Over a year ago I took on the project of restoring a Frank Marshall Ricky-Tik figure for a ventriloquist client. This particular Ricky had been repainted with clown makeup. The client wanted the clown to look like the little boy looked when the figure was new.
You can read the article about that project by clicking
here.
Ricky-Tiks are small figures. They stand about 36" tall with heads and hands about three-quarters the size of a traditional professional hard figure. The one I restored has fixed eyes. It is the ideal size for young ventriloquists who can be overwhelmed by a full-sized dummy, for professionals to use in walkarounds because of their light weight, and in those situations where very small children might be intimidated by a bigger dummy.
Here is a picture of the restored Ricky-Tik.
Through an agreement with the client, I made molds of the figure's head and hands with the objective of eventually making a limited number of reproductions.
(If you want one, contact me through my website at
http://www.alstevens.com)
Observe that the restored figure is dressed in a suit based on the style that Marshall used in his advertisements.
The client had the suit custom made from the photos so his Ricky-Tik would be authentic. He shared the pattern with me so that I can have copies made.
Here are the molds I made.
The hand molds suffice for the project, but the head mold does not. It is a two-part mold that reflects things I had to do to the original head to permit making a mold. For example, you have to tape closed all openings, such as around the eyeballs, the jaw slots, and so on. Otherwise the mold material flows inside those openings and makes a mess. Consequently, the molds show signs of masking tape outlines and do not adequately reflect the eye openings.
Also, it is a two-part mold, which means the two halves of a cast must be fit together and the seams filled in and finished. To make it harder, a typical face mold is made with the jaw installed. Which means every cast made from that mold needs its jaw cut out, a jaw casket assembled, teeth and tongue added, axle fitted and aligned, and so on.
Using such a mold, a figure maker (me) does a lot of finish work on each cast head to make it useable. I wanted to minimize those repetitious parts of head-making. So I inserted another step into the dummy-making process.
I made a finished, working cast of the head with moving jaw and fixed eyes. This cast will never actually be an operational dummy. Its purpose is to be a master model for making molds from which I can cast heads that are easier to assemble and finish.
After ensuring that the jaw fits and moves precisely, I removed it and closed the jaw opening to accomodate making the mold. Otherwise the head would get filled with mold-making material.
Here's the cast master model head.
Observe the eyes. They are wooden spheres drilled to accept irises and sealed around the eye holes. The eyeballs themselves will be part of the cast head. I will simply glue the irises into place. This approach saves a lot of time on each head assembly. No eyeholes to cut and finish on the face, no eyeballs to drill and fit into the head.

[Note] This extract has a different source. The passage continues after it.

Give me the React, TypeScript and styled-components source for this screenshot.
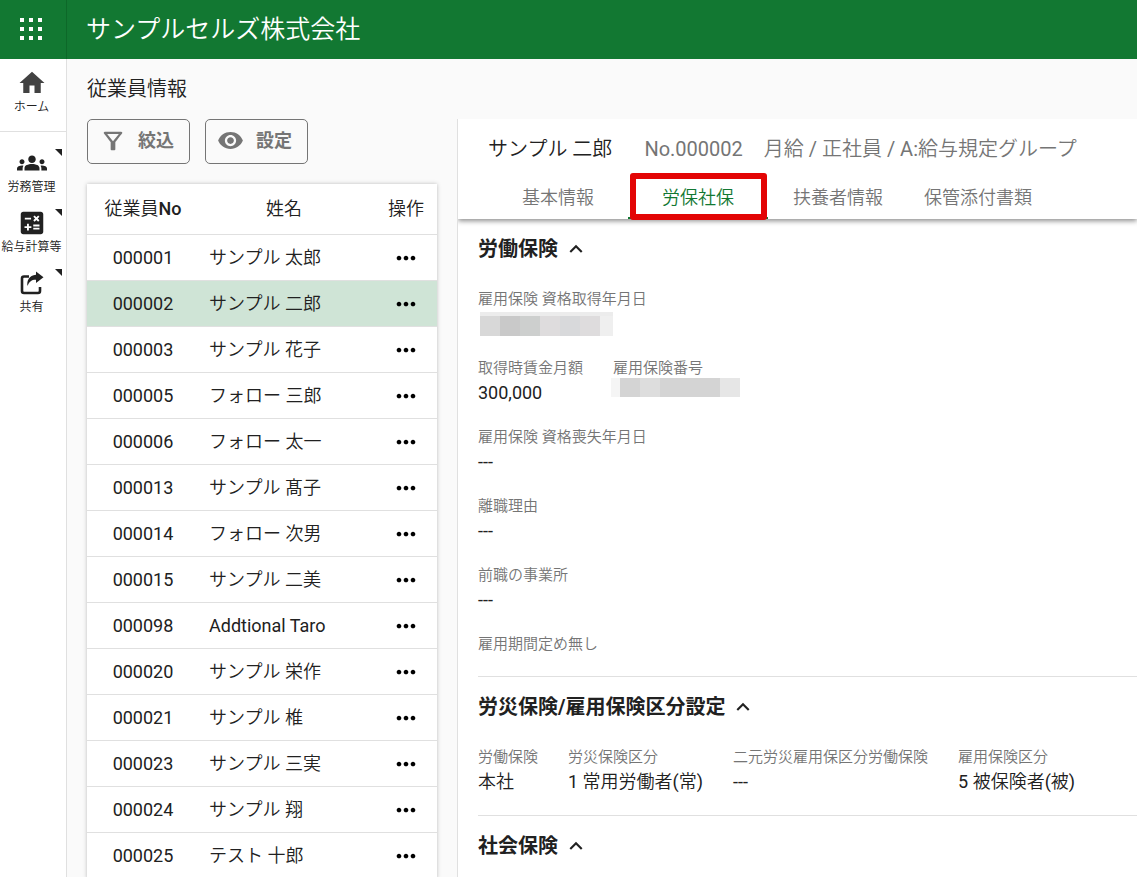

Here's the cast master model in profile.
You'll see what seem to be two small holes, one on the cheek and behind and the other below the ear. These were holes when the master model was operational. They hold the jaw axle and jaw control pulley axle. But they aren't holes now. They're filled in from the inside. They are guide holes to show me where to drill holes in the working casts.
Here's a picture of the jaw master model. I'll make a mold of it and make multiple casts. It also has guide holes for the axle.
Now for what kids call "the beauty part." Assembling a replica is simplified from the usual dummy-making project. I got my inspiration from the Juro headstick Jerry Mahoneys that so many of us used to learn ventriloquism.
Everything that goes inside the head is installed through the jaw hole in the face. The headstick is installed through a hole in the bottom of the neck. The headstick has a spring that connects to the post on the back of the jaw to hold the mouth closed. The jaw string feeds up behind the jaw control axle and connects to the bottom rear of the jaw to open the mouth.
If everything goes according to plan—that is if it all works the way I hope it will—I'll be able to stamp these dummies out like automobile fenders. I wonder how many I'll really make and whether anyone cares to buy one.